→ **BRIEF**:
Leave out the pictures and repeat the rest of the material exactly.

→ **COLLECTED DATA**:
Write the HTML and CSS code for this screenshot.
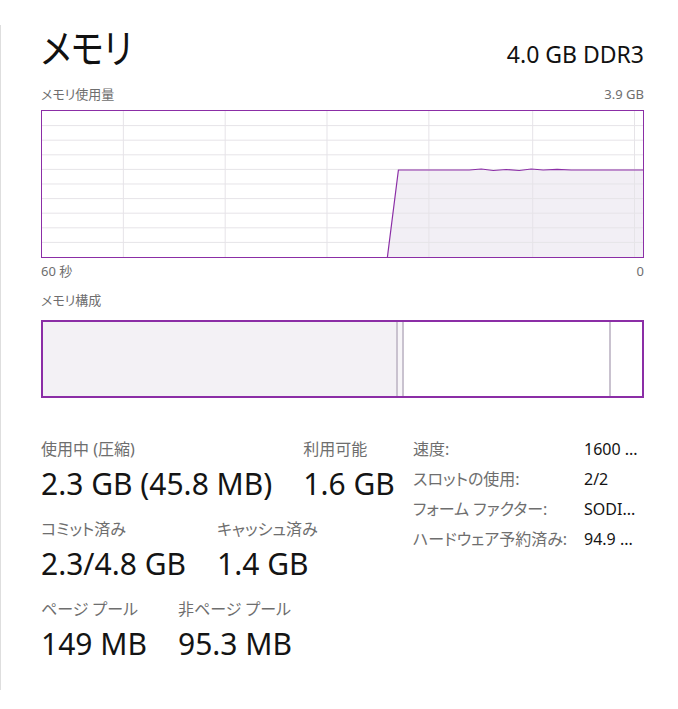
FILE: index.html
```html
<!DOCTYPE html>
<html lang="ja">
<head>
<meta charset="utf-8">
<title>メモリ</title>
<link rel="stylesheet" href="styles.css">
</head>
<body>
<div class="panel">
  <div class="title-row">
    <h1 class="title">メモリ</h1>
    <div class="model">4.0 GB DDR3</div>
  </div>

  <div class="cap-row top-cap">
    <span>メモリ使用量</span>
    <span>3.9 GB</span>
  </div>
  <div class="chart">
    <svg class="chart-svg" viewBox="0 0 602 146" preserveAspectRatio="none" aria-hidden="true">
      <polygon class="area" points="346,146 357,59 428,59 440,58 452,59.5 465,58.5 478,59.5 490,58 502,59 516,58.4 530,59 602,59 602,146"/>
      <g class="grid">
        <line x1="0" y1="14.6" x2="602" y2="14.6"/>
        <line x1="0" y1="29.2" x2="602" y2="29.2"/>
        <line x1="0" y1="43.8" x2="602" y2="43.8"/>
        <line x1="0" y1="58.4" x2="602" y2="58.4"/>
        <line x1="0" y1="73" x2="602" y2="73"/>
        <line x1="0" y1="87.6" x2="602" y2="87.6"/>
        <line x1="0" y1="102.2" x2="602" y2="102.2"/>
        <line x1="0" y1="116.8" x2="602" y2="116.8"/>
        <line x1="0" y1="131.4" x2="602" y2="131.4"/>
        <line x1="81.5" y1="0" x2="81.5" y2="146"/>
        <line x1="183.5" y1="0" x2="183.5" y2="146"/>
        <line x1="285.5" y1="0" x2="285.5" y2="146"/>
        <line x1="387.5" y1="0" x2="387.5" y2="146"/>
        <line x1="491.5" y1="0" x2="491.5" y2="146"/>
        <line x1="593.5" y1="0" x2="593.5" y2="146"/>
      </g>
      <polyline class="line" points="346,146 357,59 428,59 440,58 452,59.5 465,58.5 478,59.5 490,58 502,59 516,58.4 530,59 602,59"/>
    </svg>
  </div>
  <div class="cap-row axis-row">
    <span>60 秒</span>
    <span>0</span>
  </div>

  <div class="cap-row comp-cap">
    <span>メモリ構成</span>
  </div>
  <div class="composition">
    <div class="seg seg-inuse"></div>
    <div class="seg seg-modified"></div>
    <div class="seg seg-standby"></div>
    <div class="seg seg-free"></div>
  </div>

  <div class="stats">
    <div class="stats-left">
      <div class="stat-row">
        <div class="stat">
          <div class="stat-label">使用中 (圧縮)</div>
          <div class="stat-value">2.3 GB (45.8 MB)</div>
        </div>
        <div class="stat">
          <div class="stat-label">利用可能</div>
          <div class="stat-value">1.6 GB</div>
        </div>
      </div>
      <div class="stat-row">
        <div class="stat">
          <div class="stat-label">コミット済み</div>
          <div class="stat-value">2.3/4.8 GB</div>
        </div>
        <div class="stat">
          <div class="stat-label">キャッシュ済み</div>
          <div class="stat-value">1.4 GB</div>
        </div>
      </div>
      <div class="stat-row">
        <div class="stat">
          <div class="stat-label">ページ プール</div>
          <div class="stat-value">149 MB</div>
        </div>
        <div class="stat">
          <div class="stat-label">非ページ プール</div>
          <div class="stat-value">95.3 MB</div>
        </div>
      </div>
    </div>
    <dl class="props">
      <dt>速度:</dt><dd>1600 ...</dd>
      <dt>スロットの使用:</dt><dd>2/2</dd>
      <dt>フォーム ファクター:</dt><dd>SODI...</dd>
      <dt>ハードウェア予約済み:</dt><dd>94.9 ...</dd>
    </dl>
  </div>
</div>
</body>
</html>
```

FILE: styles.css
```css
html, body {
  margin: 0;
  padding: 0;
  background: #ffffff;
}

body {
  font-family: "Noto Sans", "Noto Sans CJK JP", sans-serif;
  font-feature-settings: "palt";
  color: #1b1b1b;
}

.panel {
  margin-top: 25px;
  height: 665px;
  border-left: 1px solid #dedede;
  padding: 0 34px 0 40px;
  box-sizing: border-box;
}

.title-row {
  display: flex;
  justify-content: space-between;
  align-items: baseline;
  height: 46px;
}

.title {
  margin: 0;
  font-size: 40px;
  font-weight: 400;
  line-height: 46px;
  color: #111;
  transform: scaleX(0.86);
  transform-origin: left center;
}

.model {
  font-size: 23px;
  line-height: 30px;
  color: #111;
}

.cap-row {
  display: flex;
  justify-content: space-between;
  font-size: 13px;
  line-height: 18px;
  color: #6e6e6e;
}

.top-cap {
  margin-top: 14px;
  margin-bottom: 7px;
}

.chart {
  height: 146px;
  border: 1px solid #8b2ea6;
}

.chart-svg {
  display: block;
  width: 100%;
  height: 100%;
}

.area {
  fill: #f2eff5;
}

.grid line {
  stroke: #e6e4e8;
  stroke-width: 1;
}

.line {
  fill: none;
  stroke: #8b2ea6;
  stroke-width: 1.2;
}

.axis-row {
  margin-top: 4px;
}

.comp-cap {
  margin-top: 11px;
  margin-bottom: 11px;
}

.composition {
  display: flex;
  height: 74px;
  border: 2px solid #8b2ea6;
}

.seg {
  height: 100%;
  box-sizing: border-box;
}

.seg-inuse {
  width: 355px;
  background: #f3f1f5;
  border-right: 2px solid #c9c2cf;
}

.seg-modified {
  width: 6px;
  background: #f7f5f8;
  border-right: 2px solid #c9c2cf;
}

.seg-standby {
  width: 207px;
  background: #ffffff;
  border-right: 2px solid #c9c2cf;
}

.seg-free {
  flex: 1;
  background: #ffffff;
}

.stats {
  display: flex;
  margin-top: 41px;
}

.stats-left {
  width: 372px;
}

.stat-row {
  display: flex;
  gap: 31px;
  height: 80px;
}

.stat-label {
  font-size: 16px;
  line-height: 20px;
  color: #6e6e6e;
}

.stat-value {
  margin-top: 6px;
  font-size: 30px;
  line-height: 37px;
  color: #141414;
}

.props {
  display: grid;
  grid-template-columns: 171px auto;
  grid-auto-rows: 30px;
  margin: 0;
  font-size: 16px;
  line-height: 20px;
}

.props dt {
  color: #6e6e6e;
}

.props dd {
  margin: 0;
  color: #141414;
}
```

→ **FINAL RESULT**:
Write the HTML and CSS code for this screenshot.
FILE: index.html
```html
<!DOCTYPE html>
<html lang="ja">
<head>
<meta charset="utf-8">
<title>メモリ</title>
<link rel="stylesheet" href="styles.css">
</head>
<body>
<div class="panel">
  <div class="title-row">
    <h1 class="title">メモリ</h1>
    <div class="model">4.0 GB DDR3</div>
  </div>

  <div class="cap-row top-cap">
    <span>メモリ使用量</span>
    <span>3.9 GB</span>
  </div>
  <div class="chart">
    <svg class="chart-svg" viewBox="0 0 602 146" preserveAspectRatio="none" aria-hidden="true">
      <polygon class="area" points="346,146 357,59 428,59 440,58 452,59.5 465,58.5 478,59.5 490,58 502,59 516,58.4 530,59 602,59 602,146"/>
      <g class="grid">
        <line x1="0" y1="14.6" x2="602" y2="14.6"/>
        <line x1="0" y1="29.2" x2="602" y2="29.2"/>
        <line x1="0" y1="43.8" x2="602" y2="43.8"/>
        <line x1="0" y1="58.4" x2="602" y2="58.4"/>
        <line x1="0" y1="73" x2="602" y2="73"/>
        <line x1="0" y1="87.6" x2="602" y2="87.6"/>
        <line x1="0" y1="102.2" x2="602" y2="102.2"/>
        <line x1="0" y1="116.8" x2="602" y2="116.8"/>
        <line x1="0" y1="131.4" x2="602" y2="131.4"/>
        <line x1="81.5" y1="0" x2="81.5" y2="146"/>
        <line x1="183.5" y1="0" x2="183.5" y2="146"/>
        <line x1="285.5" y1="0" x2="285.5" y2="146"/>
        <line x1="387.5" y1="0" x2="387.5" y2="146"/>
        <line x1="491.5" y1="0" x2="491.5" y2="146"/>
        <line x1="593.5" y1="0" x2="593.5" y2="146"/>
      </g>
      <polyline class="line" points="346,146 357,59 428,59 440,58 452,59.5 465,58.5 478,59.5 490,58 502,59 516,58.4 530,59 602,59"/>
    </svg>
  </div>
  <div class="cap-row axis-row">
    <span>60 秒</span>
    <span>0</span>
  </div>

  <div class="cap-row comp-cap">
    <span>メモリ構成</span>
  </div>
  <div class="composition">
    <div class="seg seg-inuse"></div>
    <div class="seg seg-modified"></div>
    <div class="seg seg-standby"></div>
    <div class="seg seg-free"></div>
  </div>

  <div class="stats">
    <div class="stats-left">
      <div class="stat-row">
        <div class="stat">
          <div class="stat-label">使用中 (圧縮)</div>
          <div class="stat-value">2.3 GB (45.8 MB)</div>
        </div>
        <div class="stat">
          <div class="stat-label">利用可能</div>
          <div class="stat-value">1.6 GB</div>
        </div>
      </div>
      <div class="stat-row">
        <div class="stat">
          <div class="stat-label">コミット済み</div>
          <div class="stat-value">2.3/4.8 GB</div>
        </div>
        <div class="stat">
          <div class="stat-label">キャッシュ済み</div>
          <div class="stat-value">1.4 GB</div>
        </div>
      </div>
      <div class="stat-row">
        <div class="stat">
          <div class="stat-label">ページ プール</div>
          <div class="stat-value">149 MB</div>
        </div>
        <div class="stat">
          <div class="stat-label">非ページ プール</div>
          <div class="stat-value">95.3 MB</div>
        </div>
      </div>
    </div>
    <dl class="props">
      <dt>速度:</dt><dd>1600 ...</dd>
      <dt>スロットの使用:</dt><dd>2/2</dd>
      <dt>フォーム ファクター:</dt><dd>SODI...</dd>
      <dt>ハードウェア予約済み:</dt><dd>94.9 ...</dd>
    </dl>
  </div>
</div>
</body>
</html>
```

FILE: styles.css
```css
html, body {
  margin: 0;
  padding: 0;
  background: #ffffff;
}

body {
  font-family: "Noto Sans", "Noto Sans CJK JP", sans-serif;
  font-feature-settings: "palt";
  color: #1b1b1b;
}

.panel {
  margin-top: 25px;
  height: 665px;
  border-left: 1px solid #dedede;
  padding: 0 34px 0 40px;
  box-sizing: border-box;
}

.title-row {
  display: flex;
  justify-content: space-between;
  align-items: baseline;
  height: 46px;
}

.title {
  margin: 0;
  font-size: 40px;
  font-weight: 400;
  line-height: 46px;
  color: #111;
  transform: scaleX(0.86);
  transform-origin: left center;
}

.model {
  font-size: 23px;
  line-height: 30px;
  color: #111;
}

.cap-row {
  display: flex;
  justify-content: space-between;
  font-size: 13px;
  line-height: 18px;
  color: #6e6e6e;
}

.top-cap {
  margin-top: 14px;
  margin-bottom: 7px;
}

.chart {
  height: 146px;
  border: 1px solid #8b2ea6;
}

.chart-svg {
  display: block;
  width: 100%;
  height: 100%;
}

.area {
  fill: #f2eff5;
}

.grid line {
  stroke: #e6e4e8;
  stroke-width: 1;
}

.line {
  fill: none;
  stroke: #8b2ea6;
  stroke-width: 1.2;
}

.axis-row {
  margin-top: 4px;
}

.comp-cap {
  margin-top: 11px;
  margin-bottom: 11px;
}

.composition {
  display: flex;
  height: 74px;
  border: 2px solid #8b2ea6;
}

.seg {
  height: 100%;
  box-sizing: border-box;
}

.seg-inuse {
  width: 355px;
  background: #f3f1f5;
  border-right: 2px solid #c9c2cf;
}

.seg-modified {
  width: 6px;
  background: #f7f5f8;
  border-right: 2px solid #c9c2cf;
}

.seg-standby {
  width: 207px;
  background: #ffffff;
  border-right: 2px solid #c9c2cf;
}

.seg-free {
  flex: 1;
  background: #ffffff;
}

.stats {
  display: flex;
  margin-top: 41px;
}

.stats-left {
  width: 372px;
}

.stat-row {
  display: flex;
  gap: 31px;
  height: 80px;
}

.stat-label {
  font-size: 16px;
  line-height: 20px;
  color: #6e6e6e;
}

.stat-value {
  margin-top: 6px;
  font-size: 30px;
  line-height: 37px;
  color: #141414;
}

.props {
  display: grid;
  grid-template-columns: 171px auto;
  grid-auto-rows: 30px;
  margin: 0;
  font-size: 16px;
  line-height: 20px;
}

.props dt {
  color: #6e6e6e;
}

.props dd {
  margin: 0;
  color: #141414;
}
```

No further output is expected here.